The company operates Gwanda-based gold producer Blanket Mine.

“Caledonia has operated successfully in Zimbabwe since 2006 and we have highly experienced personnel at Blanket and at our offices in Harare, Johannesburg and Jersey who make sure that we operate effectively within the complex and frequently changing regulatory environment,” the company said.

Operationally, however, Caledonia said Zimbabwe was less challenging than many other African jurisdictions.

“We benefit from a highly educated population with strong commercial and technical experience; other than electricity, the infrastructure is reasonable; and the safety and security of our personnel and our operations is not a significant concern,” it said.

“International stakeholders frequently express concern at the high level of inflation in Zimbabwe.
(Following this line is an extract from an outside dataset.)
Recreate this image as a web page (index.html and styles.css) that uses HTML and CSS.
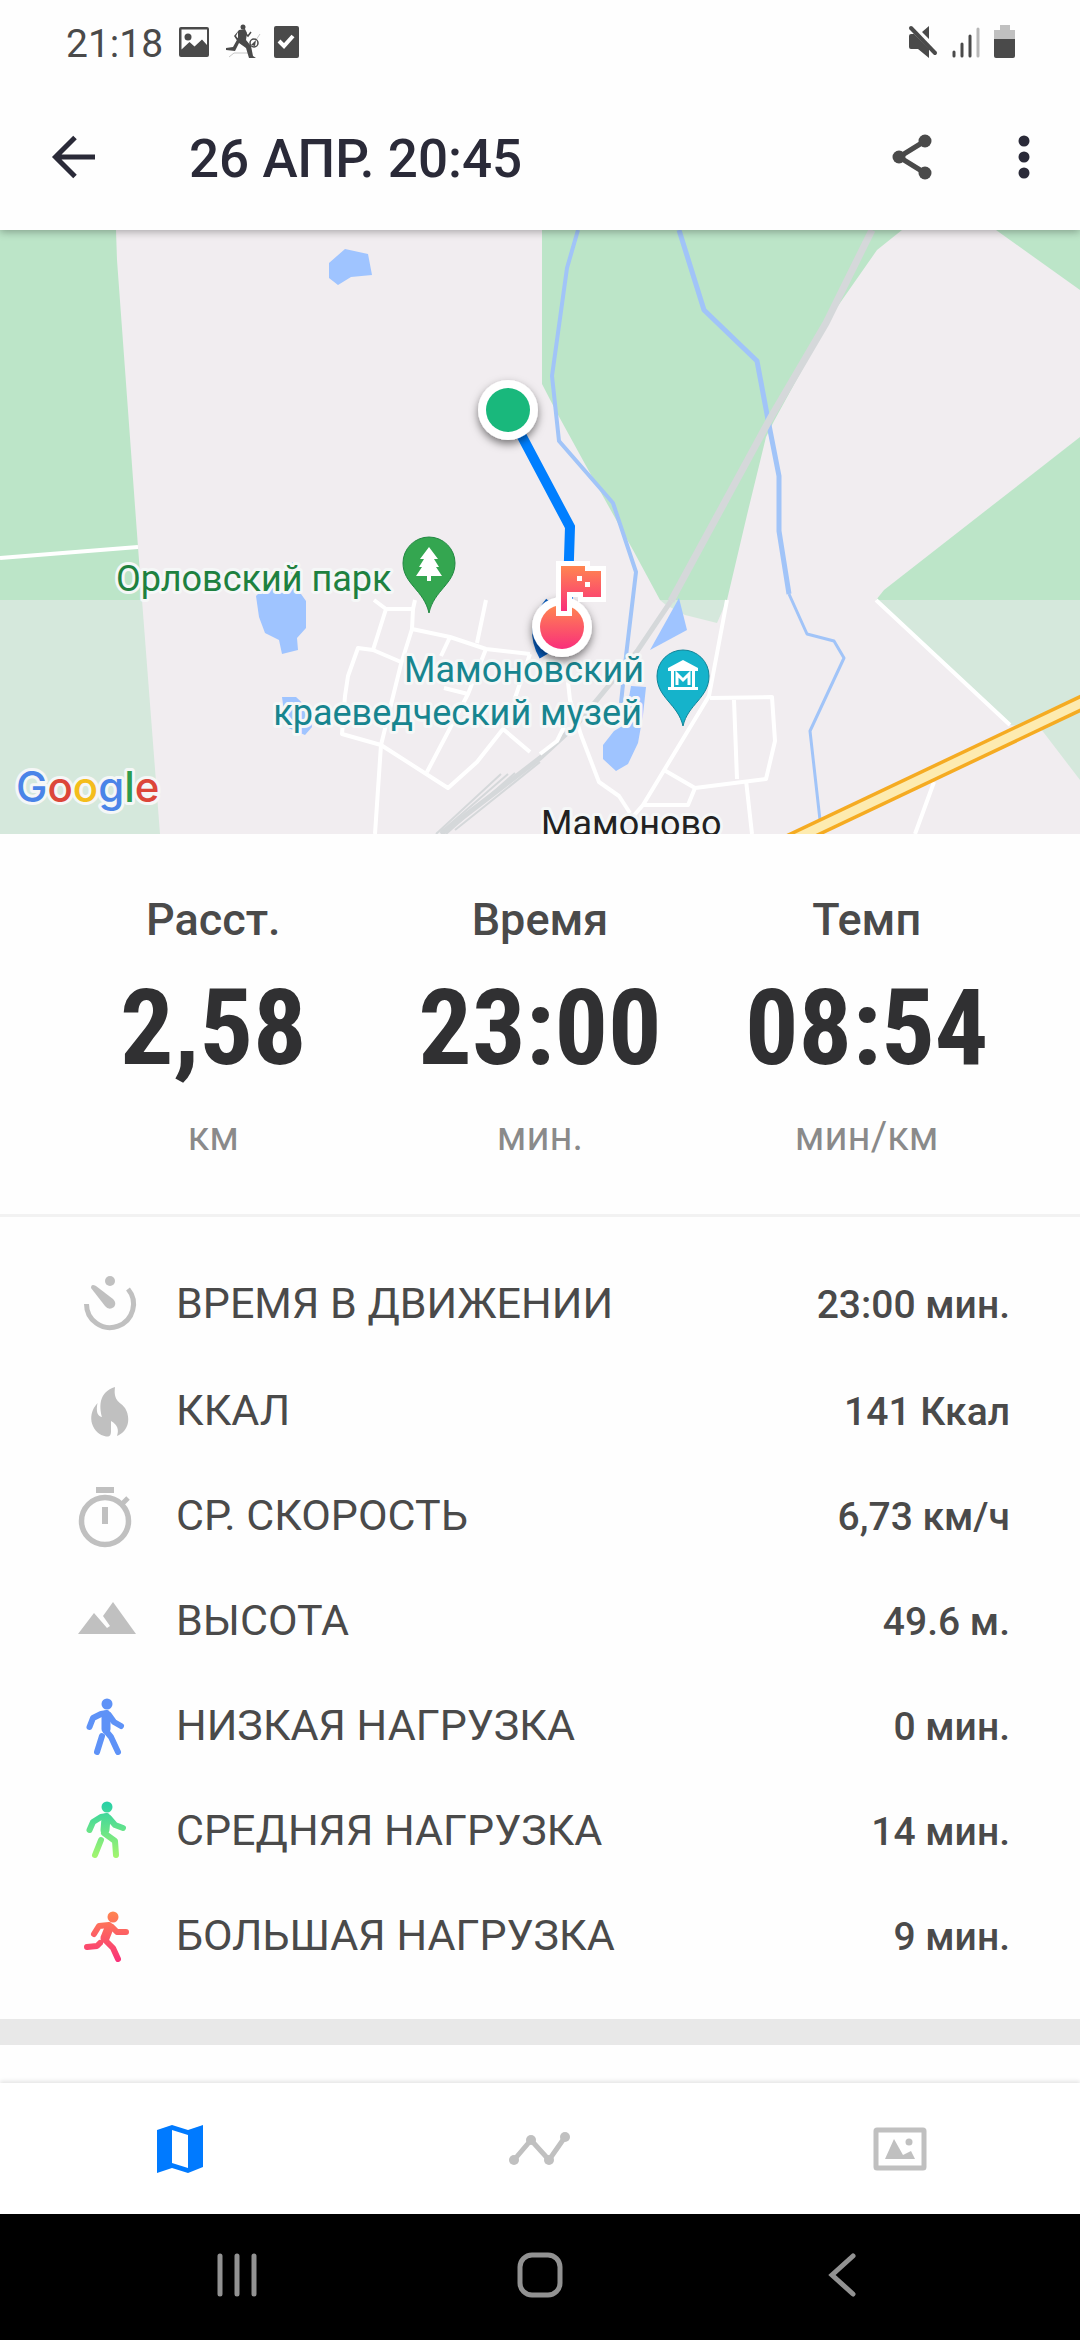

Provided we continue to be paid most of our revenues in US dollars and we receive and spend local currency at the official exchange rate, local inflation is not a challenge to our operations.”

In December last year, the mining firm obtained a secondary listing on the VFEX following which Blanket receives approximately 72% of its net revenues in US dollars and the balance in local currency.

It said it does not accumulate local currency for which “we have no commercial use and which we are unable to convert into US dollars and/or remit from Zimbabwe.”

Following the commissioning of a central shaft, Caledonia said it was already achieving the monthly production rate to achieve the target production level of 80 000 ounces of gold per annum from 2022 onwards.

“This has increased our financial capacity to evaluate and implement new projects; completion of Central Shaft also frees up our technical team who would be needed to evaluate and construct such projects,” it said.

“We are optimistic that increased exploration activity at Blanket may extend the current life of mine at the existing anticipated production rate of 80 000 ounces per annum; new discoveries at Blanket could also allow for an increase in the rate of production.”

Caledonia believed that Zimbabwe was geologically highly prospective for gold and there has been a marked lack of formal exploration in recent decades. In late 2020, Caledonia acquired the Maligreen mining claims located in the Midlands province for a cash consideration of US$4 million.